ABSTRACT

Introduction Using his practical experience in company and securities law reform in a number of developing economies, Professor Bernard Black1 provides a comprehensive analysis of legal and institutional preconditions for establishing strong capital markets. Black has posited that, in order for a country to have strong public securities markets, its laws and related institutions must give minority shareholders good information about the value of a company’s business and confidence that the company’s insiders2 will not “cheat investors out of most or all of the value of their investment through self-dealing transactions or even outright theft”.3 This calls for a complex web of market-supporting laws and institutions to deal with market information asymmetry, insider dealing and other forms of market abuse.

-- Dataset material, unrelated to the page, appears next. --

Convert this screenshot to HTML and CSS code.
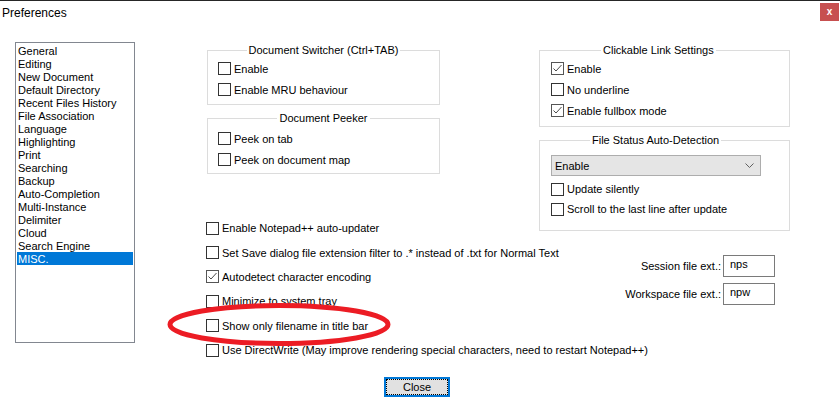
FILE: index.html
```html
<!DOCTYPE html>
<html>
<head>
<meta charset="utf-8">
<title>Preferences</title>
<link rel="stylesheet" href="styles.css">
</head>
<body>
<div class="dialog">
  <div class="topline"></div>
  <div class="titlebar">
    <span class="title">Preferences</span>
    <span class="close">x</span>
  </div>
  <div class="main">
    <ul class="catlist">
      <li>General</li>
      <li>Editing</li>
      <li>New Document</li>
      <li>Default Directory</li>
      <li>Recent Files History</li>
      <li>File Association</li>
      <li>Language</li>
      <li>Highlighting</li>
      <li>Print</li>
      <li>Searching</li>
      <li>Backup</li>
      <li>Auto-Completion</li>
      <li>Multi-Instance</li>
      <li>Delimiter</li>
      <li>Cloud</li>
      <li>Search Engine</li>
      <li class="sel">MISC.</li>
    </ul>
    <div class="panel">
      <div class="col-left">
        <fieldset class="group">
          <legend>Document Switcher (Ctrl+TAB)</legend>
          <div class="group-body sw">
            <label class="cb"><span class="box"></span>Enable</label>
            <label class="cb"><span class="box"></span>Enable MRU behaviour</label>
          </div>
        </fieldset>
        <fieldset class="group">
          <legend>Document Peeker</legend>
          <div class="group-body pk">
            <label class="cb"><span class="box"></span>Peek on tab</label>
            <label class="cb"><span class="box"></span>Peek on document map</label>
          </div>
        </fieldset>
      </div>
      <div class="col-right">
        <fieldset class="group">
          <legend class="lg-link">Clickable Link Settings</legend>
          <div class="group-body lk">
            <label class="cb"><span class="box on"><svg viewBox="0 0 11 11" width="11" height="11"><polyline points="1.5,5.5 4,8 9.5,2" fill="none" stroke="#4a4a4a" stroke-width="1"/></svg></span>Enable</label>
            <label class="cb"><span class="box"></span>No underline</label>
            <label class="cb"><span class="box on"><svg viewBox="0 0 11 11" width="11" height="11"><polyline points="1.5,5.5 4,8 9.5,2" fill="none" stroke="#4a4a4a" stroke-width="1"/></svg></span>Enable fullbox mode</label>
          </div>
        </fieldset>
        <fieldset class="group">
          <legend class="lg-status">File Status Auto-Detection</legend>
          <div class="group-body st">
            <div class="select"><span>Enable</span><svg width="9" height="5" viewBox="0 0 9 5"><polyline points="0.5,0.5 4.5,4.5 8.5,0.5" fill="none" stroke="#606060" stroke-width="1"/></svg></div>
            <div class="st-rows">
              <label class="cb h20"><span class="box"></span>Update silently</label>
              <label class="cb h20"><span class="box"></span>Scroll to the last line after update</label>
            </div>
          </div>
        </fieldset>
        <div class="exts">
          <div class="ext-row"><span>Session file ext.:</span><span class="input">nps</span></div>
          <div class="ext-row"><span>Workspace file ext.:</span><span class="input">npw</span></div>
        </div>
      </div>
      <div class="checks">
        <label class="cb"><span class="box"></span>Enable Notepad++ auto-updater</label>
        <label class="cb"><span class="box"></span>Set Save dialog file extension filter to .* instead of .txt for Normal Text</label>
        <label class="cb"><span class="box on"><svg viewBox="0 0 11 11" width="11" height="11"><polyline points="1.5,5.5 4,8 9.5,2" fill="none" stroke="#4a4a4a" stroke-width="1"/></svg></span>Autodetect character encoding</label>
        <label class="cb"><span class="box"></span>Minimize to system tray</label>
        <label class="cb"><span class="box"></span>Show only filename in title bar</label>
        <label class="cb"><span class="box"></span>Use DirectWrite (May improve rendering special characters, need to restart Notepad++)</label>
      </div>
    </div>
  </div>
  <div class="footer">
    <button class="btn">Close</button>
  </div>
  <svg class="annot" width="840" height="408" viewBox="0 0 840 408">
    <ellipse cx="279" cy="324.5" rx="109" ry="19" fill="none" stroke="#ec1c24" stroke-width="5"/>
  </svg>
</div>
</body>
</html>
```

FILE: styles.css
```css
* { box-sizing: border-box; }

body {
  margin: 0;
  background: #fff;
  font-family: "Liberation Sans", Arial, sans-serif;
  font-size: 11px;
  color: #000;
}

.dialog {
  position: relative;
  width: 840px;
  height: 408px;
  overflow: hidden;
}

.topline {
  height: 1px;
  background: #262626;
}

.titlebar {
  display: flex;
  justify-content: space-between;
  align-items: flex-start;
  height: 26px;
}

.title {
  font-size: 12px;
  line-height: 14px;
  padding: 5px 0 0 2px;
}

.close {
  width: 19px;
  height: 18px;
  margin: 2px 1px 0 0;
  background: #c75050;
  color: #fff;
  font-weight: bold;
  font-size: 10px;
  line-height: 1;
  display: flex;
  align-items: center;
  justify-content: center;
}

.main {
  display: flex;
  align-items: flex-start;
  padding: 15px 0 0 15px;
}

.catlist {
  list-style: none;
  margin: 0;
  padding: 1px;
  width: 120px;
  height: 301px;
  border: 1px solid #828790;
  flex: none;
}

.catlist li {
  height: 13px;
  line-height: 12px;
  padding: 1px 0 0 1px;
  white-space: nowrap;
}

.catlist li.sel {
  background: #0078d7;
  color: #fff;
}

.panel {
  display: grid;
  grid-template-columns: 333px 251px;
  grid-template-rows: 132px auto;
  margin-left: 71px;
}

.col-left {
  grid-row: 1;
  grid-column: 1;
  width: 233px;
  margin: 2px 0 0 1px;
  display: flex;
  flex-direction: column;
  gap: 7px;
}

.col-right {
  grid-row: 1 / span 2;
  grid-column: 2;
  margin-top: 2px;
  display: flex;
  flex-direction: column;
  gap: 7px;
}

.group {
  margin: 0;
  padding: 0;
  border: 1px solid #dcdcdc;
  min-width: 0;
}

.group legend {
  padding: 0 2px;
  margin: 0 auto;
  line-height: 13px;
}

.group legend.lg-link {
  margin: 0 auto 0 61px;
}

.group legend.lg-status {
  margin: 0 auto 0 50px;
}

.group-body {
  padding-left: 10px;
}

.group-body.sw { padding-top: 1px; padding-bottom: 4px; }
.group-body.pk { padding-top: 3px; padding-bottom: 3px; }
.group-body.lk { padding-top: 1px; padding-bottom: 5px; padding-left: 11px; }
.group-body.st { padding-top: 8px; padding-bottom: 11px; padding-left: 11px; }

.cb {
  display: flex;
  align-items: center;
  height: 21px;
  white-space: nowrap;
}

.cb.h20 { height: 20px; }

.box {
  width: 13px;
  height: 13px;
  border: 1px solid #333;
  background: #fff;
  margin-right: 3px;
  flex: none;
  display: flex;
  align-items: center;
  justify-content: center;
}

.box.on {
  border-color: #555;
}

.select {
  width: 210px;
  height: 21px;
  background: #e5e5e5;
  border: 1px solid #adadad;
  display: flex;
  align-items: center;
  justify-content: space-between;
  padding: 0 6px 0 3px;
}

.st-rows {
  margin-top: 3px;
}

.exts {
  margin: 17px 15px 0 0;
  display: flex;
  flex-direction: column;
  align-items: flex-end;
  gap: 6px;
}

.ext-row {
  display: flex;
  align-items: center;
  gap: 2px;
}

.input {
  width: 52px;
  height: 22px;
  border: 1px solid #7a7a7a;
  padding: 2px 0 0 6px;
  line-height: 13px;
}

.checks {
  grid-row: 2;
  grid-column: 1 / span 2;
  margin-top: 42px;
  display: flex;
  flex-direction: column;
}

.checks .cb {
  height: 24.4px;
}

.footer {
  display: flex;
  justify-content: center;
  padding-right: 6px;
  margin-top: 14.6px;
}

.btn {
  width: 66px;
  height: 20px;
  padding: 0;
  border: 2px solid #0078d7;
  background: #e1e1e1;
  font-family: "Liberation Sans", Arial, sans-serif;
  font-size: 11px;
  color: #000;
  outline: 1px dotted #000;
  outline-offset: -3px;
}

.annot {
  position: absolute;
  left: 0;
  top: 0;
  pointer-events: none;
}
```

It is important to mention at the outset that Black’s analysis is based on the neo-classical economic model of “rational choice”. Black is useful because his work is focused on capital markets as a subject matter and at the establishment of capital markets at a national level. Thus, he is more particular than North in two distinct dimensions. He is interested in a single aspect of development, rather than development overall. He is interested in specific jurisdictions, rather than in factors common across all jurisdictions. In the context of the methodology of this study, Black provides a practical confirmation of North’s propositions. His recommended institutional structures for capital market development by and large do align, as we will show in this chapter, with North’s framework for development. In other words, Black reduces North’s high level and mostly abstract thesis into a palatable and practical framework which can be adopted by policy makers in designing and implementing capital market reforms within North’s framework. It is for this reason that we set out in this chapter to explore the theoretical complementarities between Black’s pre-conditions for strong capital markets and North’s framework for economic development.